We propose a two-tier approach to technology. First, there are large scale technologies that offer robust capabilities but they require equally robust budgets, timelines and resource plans. These are the tools you might use for long term investments such as the corporate website. This shouldn’t change every day and it does need to be controlled, so something more permanent and expansive is appropriate. However, there is another set of tools that offer flexibility and scalability – meaning the ability to get them up and running quickly with less investment and change them when your needs change. You might be more likely to use these for short-term campaigns or fast-moving activities such as marketing automation, blogs and e-mail marketing.
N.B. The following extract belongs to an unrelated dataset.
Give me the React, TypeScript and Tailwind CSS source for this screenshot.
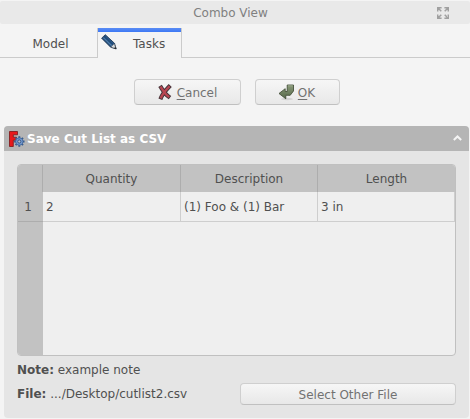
import React from 'react';

function FloatIcon() {
  return (
    <svg width="12" height="12" viewBox="0 0 12 12" fill="none" stroke="#a0a0a0" strokeWidth="1.5">
      <path d="M.7 4.600V.7h3.900M.7.7l3.600 3.600M7.400.7h3.900v3.900M11.300.7L7.700 4.300M.7 7.400v3.900h3.900M.7 11.300l3.600-3.600M11.300 7.400v3.900H7.400M11.300 11.300L7.700 7.700" />
    </svg>
  );
}

function PencilIcon() {
  return (
    <svg width="16" height="16" viewBox="0 0 16 16">
      <path d="M.6 4.2L4.3.7l9.2 8.6 1.7 5.6-5.5-1.6z" fill="#204a78" stroke="#17304d" strokeWidth=".8" />
      <path d="M2.4 3.6l8.4 8.2" stroke="#4d7ba8" strokeWidth="1.3" />
      <path d="M4.4 2l8.4 8" stroke="#2d5e90" strokeWidth="1" />
      <path d="M10 13l3.2-3.2 1.8 5z" fill="#d8dbdc" stroke="#555" strokeWidth=".4" />
      <path d="M13 14.3l1.4-1.4.9 2.2z" fill="#111" />
    </svg>
  );
}

function CrossIcon() {
  return (
    <svg width="14" height="16" viewBox="0 0 14 16" strokeLinecap="square" fill="none">
      <path d="M3.200 3.700C5 6.500 7 10 10.300 12.400M10.800 3C8 6 4.800 9.500 3.200 13.300" stroke="#45343a" strokeWidth="4.200" />
      <path d="M3.200 3.700C5 6.500 7 10 10.300 12.400M10.800 3C8 6 4.800 9.500 3.200 13.300" stroke="#b84652" strokeWidth="2.400" />
    </svg>
  );
}

function ReturnIcon() {
  return (
    <svg width="17" height="17" viewBox="0 0 17 17">
      <defs>
        <linearGradient id="olive" x1="0" y1="0" x2="0" y2="1">
          <stop offset="0" stopColor="#8a9a79" />
          <stop offset="1" stopColor="#56694a" />
        </linearGradient>
      </defs>
      <ellipse cx="9" cy="15" rx="6" ry="1.200" fill="#d2d2d2" />
      <path d="M9.200 1h6.300v6L12.200 11.300H7.800v3.500L1 9.500 7.200 4.700v2.800h2z" fill="url(#olive)" stroke="#38452f" strokeWidth=".8" />
      <path d="M9.900 1.800h4.900" fill="none" stroke="#a9b69b" strokeWidth=".8" />
    </svg>
  );
}

function FreeCadIcon() {
  return (
    <svg width="16" height="16" viewBox="0 0 16 16">
      <path d="M.5.500h8v3.300H4.300V6.200H7.500v3H4.300v6.300H.5z" fill="#e8191c" stroke="#7a1518" strokeWidth=".8" />
      <g transform="translate(10.300 10.500)">
        <g stroke="#365a8c" strokeWidth="1.900">
          <path d="M0-5.200V5.200M-5.200 0H5.200" />
          <path d="M-3.700-3.700L3.700 3.700M-3.700 3.700L3.700-3.700" />
        </g>
        <circle r="3.700" fill="#769bd0" stroke="#3d6499" strokeWidth=".8" />
        <circle r="1.600" fill="#b9bdc4" stroke="#2e4f80" strokeWidth=".9" />
      </g>
    </svg>
  );
}

const button =
  'flex items-center justify-center border border-[#cfcfcf] border-b-[#c0c0c0] bg-linear-to-b from-[#f6f6f6] to-[#e8e8e8] text-[#727272]';

export default function App() {
  return (
    <div className="h-[419px] w-[470px] overflow-hidden bg-[#f4f4f4] pt-px font-['DejaVu_Sans','Liberation_Sans',sans-serif] text-[12px] leading-[14px] text-[#505050]">
      <header className="grid h-[23px] grid-cols-[1fr_auto_1fr] items-center rounded-[2px] bg-[#e9e9e9] pr-[21px] pl-[12px] text-[#808080]">
        <span />
        <h1>Combo View</h1>
        <span className="justify-self-end"><FloatIcon /></span>
      </header>

      <nav className="mt-1 flex h-[30px]">
        <button className="w-[97px] border-b border-[#cbcbcb] pt-[3px] pl-1">Model</button>
        <div className="flex w-[85px] flex-col border-x border-[#cbcbcb]">
          <div className="h-1 shrink-0 bg-linear-to-b from-[#5a8cf4] to-[#3c78f4]" />
          <div className="flex pt-[2px] pl-[3px]">
            <PencilIcon />
            <span className="pt-[3px] pl-4">Tasks</span>
          </div>
        </div>
        <div className="flex-1 border-b border-[#cbcbcb]" />
      </nav>

      <div className="mt-[21px] flex h-[26px] gap-[14px] pl-[134px]">
        <button className={`${button} w-[107px] gap-[5px] rounded`}>
          <CrossIcon />
          <span className="pt-[2px]"><u className="underline-offset-2">C</u>ancel</span>
        </button>
        <button className={`${button} w-[85px] gap-[3px] rounded pr-[2px]`}>
          <ReturnIcon />
          <span className="pt-[2px]"><u className="underline-offset-2">O</u>K</span>
        </button>
      </div>

      <section className="mt-[21px] mr-[1px] ml-1 h-[292px] rounded bg-[#e5e5e5]">
        <div className="flex h-[25px] items-center rounded-t bg-[#b5b5b5] pr-[7px] pl-[5px] font-bold text-white">
          <FreeCadIcon />
          <h2 className="ml-[2px]">Save Cut List as CSV</h2>
          <svg className="ml-auto" width="9" height="7" viewBox="0 0 9 7">
            <path d="M.8 5L4.500 1.500 8.200 5" fill="none" stroke="#f4f4f4" strokeWidth="2" />
          </svg>
        </div>

        <div className="mt-[13px] ml-[13px] flex h-[192px] w-[439px] flex-col overflow-hidden rounded border border-[#c0c0c0] bg-[#efefef]">
          <div className="grid h-[27px] shrink-0 grid-cols-[25px_138px_137px_1fr] bg-[#c2c2c2] text-center leading-[29px]">
            <span className="border-r border-b border-[#adadad]" />
            <span className="border-r border-[#adadad]">Quantity</span>
            <span className="border-r border-[#adadad]">Description</span>
            <span>Length</span>
          </div>
          <div className="grid h-[30px] shrink-0 grid-cols-[25px_138px_137px_1fr] leading-[31px]">
            <span className="h-[30px] border-b border-[#adadad] bg-[#c2c2c2] pr-[5px] text-center">1</span>
            <span className="h-[30px] border-r border-b border-[#cecece] pl-[3px]">2</span>
            <span className="h-[30px] border-r border-b border-[#cecece] pl-[3px]">(1) Foo &amp; (1) Bar</span>
            <span className="h-[30px] border-r border-b border-[#cecece] pl-[3px]">3 in</span>
          </div>
          <div className="w-[25px] flex-1 bg-[#c2c2c2]" />
        </div>

        <p className="mt-[7px] ml-[13px]"><b>Note:</b> example note</p>
        <div className="mt-[6px] mr-[13px] ml-[13px] flex h-[22px] items-center justify-between">
          <p><b>File:</b> .../Desktop/cutlist2.csv</p>
          <button className={`${button} h-[22px] w-[216px] rounded pt-[2px]`}>Select Other File</button>
        </div>
      </section>
    </div>
  );
}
Beyond the technology itself, we propose that corporate technology function start to divide themselves to include a specific discipline dedicated to ‘marketing technology’ that runs with its own staff, resources and objectives. This approach acknowledges the future demands that marketing will put on the IT skills of the business and the increasingly divergent skills required between traditional corporate IT and marketing technology.

Finally, there is a new role evolving that will pull together that gap that often sits between marketing and technology, unsurprisingly called a Marketing Technologist. Chances are there is a person already in your business that shows both interest and aptitude for straddling the two functions. If you know who they are, consider evolving their role. If you don’t, consider bringing someone in. Anyway, there is a good overview of the position here.

Nothing we’ve said in this post is going to be easy to achieve. But we see the same issues crop up so often in our client’s businesses, that we are convinced that change is required to make significant advances in the ability of businesses to meet the marketing demands of their internal stakeholders and their customers.